The audit committee can help in overseeing the prevention and detection of financial statement fraud by monitoring management’s assessment of internal control over financial reporting (ICFR). To oversee ICFR successfully, the audit committee must be familiar with the processes and controls management has put in place and understand whether they were designed effectively.
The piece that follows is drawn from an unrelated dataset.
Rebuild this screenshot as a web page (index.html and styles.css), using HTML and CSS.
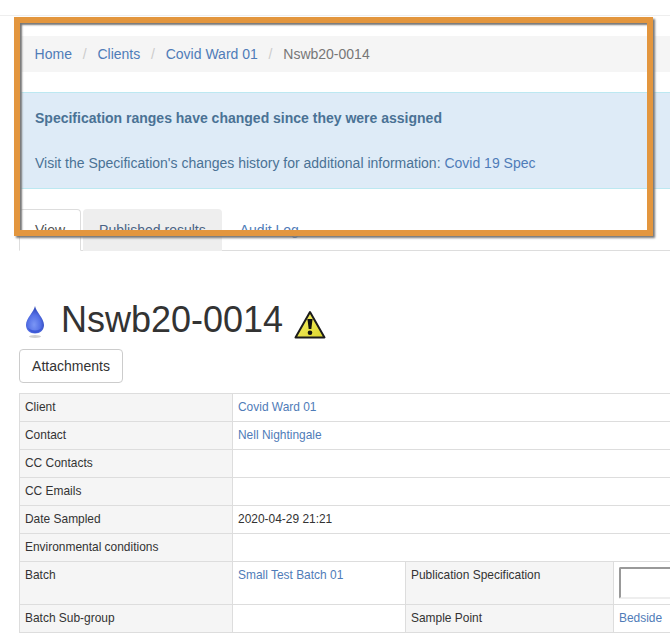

The audit committee should work with management, the internal auditors, and the independent auditor to gain the knowledge needed to provide appropriate oversight.

Dig Deeper

Oversight of Financial Reporting and Internal Controls Leading Practices

  • Understand accounting and financial reporting issues relevant to the company and how management addresses them, such as fair-value accounting and related assumptions.
  • Anticipate and understand how pending financial reporting and regulatory developments may affect the company, and particularly its talent needs.
  • Understand key controls and reporting risk areas as assessed by the independent auditor, the internal auditors, and financial management, as well as mitigating controls and safeguards.
  • Increase oversight of corporate taxes, an area where high-risk and high-dollar decisions are made; the SEC has increased scrutiny in this area as a result of the significant judgment involved.
  • Leverage the value of internal controls beyond compliance with the assessment and reporting requirements.
  • Consider levels of authority and responsibility in key areas, including pricing and contracts, acceptance of risk, commitments, and expenditures.